- Promotional poster
- Directed by: Malathy Narayan
- Starring: Rekha; Ezhil Durai; Ashiq Hussain;
- Cinematography: Jason Williams
- Edited by: Kamalakannan K
- Music by: Moonroxx
- Production company: Sri Sai Film Factory
- Distributed by: Action Reaction Jenish
- Release date: 22 December 2023;
- Country: India
- Language: Tamil

= Miriam Maa =

2023 Indian Tamil-language drama film

Miriam Maa is a 2023 Indian Tamil-language drama film written and directed by Malathy Narayan. The film stars Rekha, Ezhil Durai and Ashiq Hussain in the lead roles. The film was released theatrically on 22 December 2023.

== Production ==
The first look poster of the film was released in June 2023, with the makers announcing that the film would narrate the story of a 50-year-old who undergoes IVF treatment to get pregnant. Rekha Harris was cast in the lead role, with debutant director Malathy Narayan also appearing in the film as an actress. The shoot of the film took place throughout late 2023, and was majorly shot in Korukkupet.

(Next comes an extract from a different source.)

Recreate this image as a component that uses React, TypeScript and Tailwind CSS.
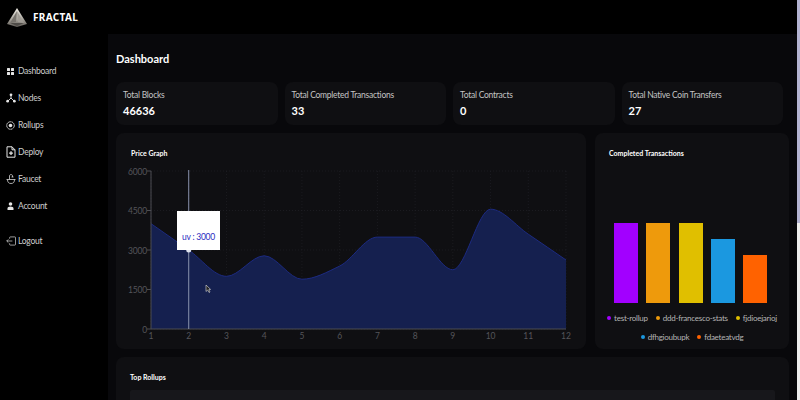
import { Fragment } from 'react';

const UV = [4000, 3000, 2000, 2780, 1890, 2390, 3490, 3490, 2250, 4550, 3600, 2620];
const X0 = 151;
const STEP = 37.73;
const BASE = 329;
const SCALE = 158 / 6000;

const px = (i: number) => X0 + i * STEP;
const py = (v: number) => BASE - v * SCALE;

// monotone-x curve, same maths as recharts' area
function curve(vals: number[]) {
  const ys = vals.map(py);
  const n = ys.length;
  const d = ys.slice(1).map((y, i) => (y - ys[i]) / STEP);
  const t = ys.map((_, i) => {
    if (i === 0) return d[0];
    if (i === n - 1) return d[n - 2];
    if (d[i - 1] * d[i] <= 0) return 0;
    const a = Math.abs(d[i - 1]);
    const b = Math.abs(d[i]);
    return (Math.sign(d[i]) * 2 * a * b) / (a + b);
  });
  let path = `M${px(0)},${ys[0]}`;
  for (let i = 0; i < n - 1; i++) {
    const h = STEP / 3;
    path += ` C${px(i) + h},${ys[i] + t[i] * h} ${px(i + 1) - h},${ys[i + 1] - t[i + 1] * h} ${px(i + 1)},${ys[i + 1]}`;
  }
  return path;
}

function DashIcon() {
  return (
    <svg width="9" height="9" viewBox="0 0 9 9" fill="#e5e5e5">
      <rect x="1" y="1" width="3" height="3" rx="0.5" />
      <rect x="5" y="1" width="3" height="3" rx="0.5" />
      <rect x="1" y="5" width="3" height="3" rx="0.5" />
      <rect x="5" y="5" width="3" height="3" rx="0.5" />
    </svg>
  );
}

function NodesIcon() {
  return (
    <svg width="10" height="10" viewBox="0 0 11 11" fill="#e5e5e5" stroke="#e5e5e5" strokeWidth="1">
      <path d="M5.5 2.5V5.5L2 9M5.5 5.5L9 9" fill="none" />
      <circle cx="5.5" cy="2" r="1.5" stroke="none" />
      <circle cx="1.8" cy="9" r="1.5" stroke="none" />
      <circle cx="9.2" cy="9" r="1.5" stroke="none" />
    </svg>
  );
}

function RollupIcon() {
  return (
    <svg width="9" height="9" viewBox="0 0 10 10" fill="none" stroke="#e5e5e5">
      <circle cx="5" cy="5" r="4.2" strokeWidth="1.1" strokeDasharray="1.6 0.5" />
      <circle cx="5" cy="5" r="2" fill="#e5e5e5" stroke="none" />
    </svg>
  );
}

function DeployIcon() {
  return (
    <svg width="10" height="12" viewBox="0 0 10 12" fill="none" stroke="#e5e5e5" strokeWidth="1">
      <path d="M1 .8H6L9 3.8V11.2H1Z" />
      <path d="M6 .8V3.8H9" />
      <path d="M5 5.2V9M3.1 7.1H6.9" strokeWidth="1.3" />
    </svg>
  );
}

function FaucetIcon() {
  return (
    <svg width="10" height="10" viewBox="0 0 10 10" fill="none" stroke="#d4d4d4" strokeWidth="0.8">
      <path d="M.5 5.5H9.5M1.5 5.5C1.5 8 2.5 9.5 5 9.5S8.5 8 8.5 5.5" />
      <path d="M3.5 5.5V2C3.5 1 4 .6 5 .6S6.5 1 6.5 2V3" />
      <path d="M5.5 3H7.5" />
    </svg>
  );
}

function AccountIcon() {
  return (
    <svg width="7" height="8" viewBox="0 0 7 8" fill="#e5e5e5">
      <circle cx="3.5" cy="2" r="1.8" />
      <path d="M.5 8V6.5C.5 5.3 1.8 4.6 3.5 4.6S6.5 5.3 6.5 6.5V8Z" />
    </svg>
  );
}

function LogoutIcon() {
  return (
    <svg width="10" height="10" viewBox="0 0 11 10" fill="none" stroke="#d4d4d4" strokeWidth="0.8">
      <path d="M4 2.5V1.2C4 .8 4.3 .5 4.7 .5H9.8C10.2 .5 10.5 .8 10.5 1.2V8.8C10.5 9.2 10.2 9.5 9.8 9.5H4.7C4.3 9.5 4 9.2 4 8.8V7.5" />
      <path d="M7 5H.8M2.6 3.2L.8 5L2.6 6.8" />
    </svg>
  );
}

const NAV = [
  { label: 'Dashboard', icon: <DashIcon /> },
  { label: 'Nodes', icon: <NodesIcon /> },
  { label: 'Rollups', icon: <RollupIcon /> },
  { label: 'Deploy', icon: <DeployIcon /> },
  { label: 'Faucet', icon: <FaucetIcon /> },
  { label: 'Account', icon: <AccountIcon /> },
];

const STATS = [
  { label: 'Total Blocks', value: '46636' },
  { label: 'Total Completed Transactions', value: '33' },
  { label: 'Total Contracts', value: '0' },
  { label: 'Total Native Coin Transfers', value: '27' },
];

const BARS = [
  { name: 'test-rollup', h: 'h-[80px]', bar: 'bg-[#a200ff]' },
  { name: 'ddd-francesco-stats', h: 'h-[80px]', bar: 'bg-[#ee9a0c]' },
  { name: 'fjdioejarioj', h: 'h-[80px]', bar: 'bg-[#e0bf00]' },
  { name: 'dfhgioubupk', h: 'h-[64px]', bar: 'bg-[#1b98e0]' },
  { name: 'fdaeteatvdg', h: 'h-[48px]', bar: 'bg-[#ff6200]' },
];

function Logo() {
  return (
    <svg width="20" height="19" viewBox="0 0 20 19">
      <defs>
        <linearGradient id="logoFill" x1="0" y1="0" x2="0" y2="1">
          <stop offset="0" stopColor="#f2efe8" />
          <stop offset="0.6" stopColor="#a8a49c" />
          <stop offset="1" stopColor="#5e5a55" />
        </linearGradient>
      </defs>
      <polygon points="10,0 0,16 10,19 20,16" fill="url(#logoFill)" />
      <polygon points="10,3 9,14 3,15" fill="#77736d" />
      <polygon points="10,3 11,14 17,15" fill="#a09c95" />
      <polygon points="3,15 17,15 10,18" fill="#4e4b47" />
    </svg>
  );
}

function LegendItem({ b }: { b: (typeof BARS)[number] }) {
  return (
    <span className="flex items-center gap-[3px]">
      <span className={`w-[4px] h-[4px] rounded-full ${b.bar}`} />
      {b.name}
    </span>
  );
}

function PriceChart() {
  const line = curve(UV);
  const area = `${line} L${px(11)},${BASE} L${px(0)},${BASE} Z`;
  const yTicks = [0, 1500, 3000, 4500, 6000];
  return (
    <svg width="470" height="216" viewBox="116 133 470 216" className="absolute left-0 top-0">
      {yTicks.map((v) => (
        <line key={v} x1={X0} x2={px(11)} y1={py(v)} y2={py(v)} stroke="#24242a" strokeDasharray="1 2" strokeWidth="0.6" />
      ))}
      {UV.map((_, i) => (
        <line key={i} x1={px(i)} x2={px(i)} y1={171} y2={BASE} stroke="#24242a" strokeDasharray="1 2" strokeWidth="0.6" />
      ))}
      <path d={area} fill="#15204f" />
      <path d={line} fill="none" stroke="#1c2a80" strokeWidth="1" />
      <line x1={X0} x2={X0} y1={171} y2={BASE} stroke="#4c4c52" />
      <line x1={X0} x2={px(11)} y1={BASE} y2={BASE} stroke="#4c4c52" />
      {yTicks.map((v) => (
        <Fragment key={v}>
          <line x1={147} x2={X0} y1={py(v)} y2={py(v)} stroke="#4c4c52" />
          <text x={147} y={py(v) + 3.5} textAnchor="end" fontSize="8.5" letterSpacing="-0.2" fill="#55555a" fontFamily="Lato, sans-serif">{v}</text>
        </Fragment>
      ))}
      {UV.map((_, i) => (
        <text key={i} x={px(i)} y={339} textAnchor="middle" fontSize="8.5" fill="#55555a" fontFamily="Lato, sans-serif">{i + 1}</text>
      ))}
      <line x1={px(1)} x2={px(1)} y1={170} y2={BASE} stroke="#8a93ad" strokeWidth="1" />
      <circle cx={px(1)} cy={py(3000)} r="2.5" fill="#dfe3ee" />
      <path d="M206 285L206 291.5L207.6 290L209 292.5L210 292L208.8 289.6L210.6 289.4Z" fill="#222" stroke="#ddd" strokeWidth="0.6" />
    </svg>
  );
}

export default function App() {
  return (
    <div className="w-[800px] h-[400px] overflow-hidden flex flex-col bg-black text-white font-['Lato',sans-serif] relative">
      <header className="h-[34px] shrink-0 flex items-center pl-[7px] gap-[6px]">
        <Logo />
        <span className="text-[10px] font-bold tracking-[0.35px] font-['Noto_Sans',sans-serif]">FRACTAL</span>
      </header>
      <div className="flex-1 flex min-h-0">
        <aside className="w-[108px] shrink-0 pt-[29px] text-[8.5px] tracking-[-0.25px] text-[#cfcfcf]">
          <nav className="flex flex-col gap-[11px]">
            {NAV.map((n) => (
              <div key={n.label} className="flex items-center h-[16px] pl-[4px]">
                <span className="w-[13px] mr-[1px] flex justify-center">{n.icon}</span>
                <span>{n.label}</span>
              </div>
            ))}
          </nav>
          <div className="flex items-center h-[16px] pl-[4px] mt-[19px]">
            <span className="w-[13px] mr-[1px] flex justify-center"><LogoutIcon /></span>
            <span>Logout</span>
          </div>
        </aside>
        <main className="flex-1 bg-[#08080b] pl-[8px] pt-[16px] min-w-0">
          <h1 className="text-[11px] font-bold leading-[18px]">Dashboard</h1>
          <div className="grid grid-cols-4 gap-[7px] w-[667px] mt-[14px]">
            {STATS.map((s) => (
              <div key={s.label} className="h-[43px] rounded-[8px] bg-[#0f0f12] pl-[7px] pt-[7px]">
                <div className="text-[8.5px] tracking-[-0.25px] leading-[12px] text-[#c4c4c4]">{s.label}</div>
                <div className="text-[11px] leading-[16px] mt-[2px] font-bold">{s.value}</div>
              </div>
            ))}
          </div>
          <div className="flex gap-[9px] mt-[8px]">
            <section className="relative w-[470px] h-[216px] rounded-[8px] bg-[#0f0f12] pl-[15px] pt-[15px]">
              <PriceChart />
              <h2 className="relative text-[7px] font-bold">Price Graph</h2>
              <div className="absolute left-[61px] top-[78px] w-[43px] h-[39px] bg-white flex items-end justify-center pb-[7px] text-[8.5px] tracking-[-0.25px] leading-[11px] text-[#2a2ac0]">uv : 3000</div>
            </section>
            <section className="w-[194px] h-[216px] rounded-[8px] bg-[#0f0f12] px-[14px] pt-[15px] flex flex-col">
              <h2 className="text-[7px] font-bold">Completed Transactions</h2>
              <div className="flex items-end gap-[8.25px] h-[80px] mt-[64px] pl-[5px]">
                {BARS.map((b) => (
                  <div key={b.name} className={`w-[24px] ${b.h} ${b.bar}`} />
                ))}
              </div>
              <div className="mt-[10px] -mx-[6px] flex flex-wrap justify-center gap-x-[8px] gap-y-[9px] text-[8px] tracking-[-0.25px] leading-[10px] text-[#b5b5b5] whitespace-nowrap">
                {BARS.map((b) => (
                  <LegendItem key={b.name} b={b} />
                ))}
              </div>
            </section>
          </div>
          <section className="w-[673px] h-[60px] rounded-[8px] bg-[#0f0f12] mt-[8px] px-[14px] pt-[15px]">
            <h2 className="text-[7px] leading-[11px] font-bold">Top Rollups</h2>
            <div className="h-[30px] mt-[7px] bg-[#17171b] rounded-[2px]" />
          </section>
        </main>
      </div>
      <div className="absolute right-0 top-0 bottom-0 w-[3px] bg-[#eeeeee]">
        <div className="h-[223px] bg-[#b4b4d2]" />
      </div>
    </div>
  );
}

== Release and reception ==
The film had a theatrical release on 22 December 2023 across Tamil Nadu. A critic from Times of India wrote that "the well-written characters from the world of Miriam Maa totally deserved to be presented in a better light". A reviewer from Dina Thanthi also gave the film a positive review, praising Rekha's performance.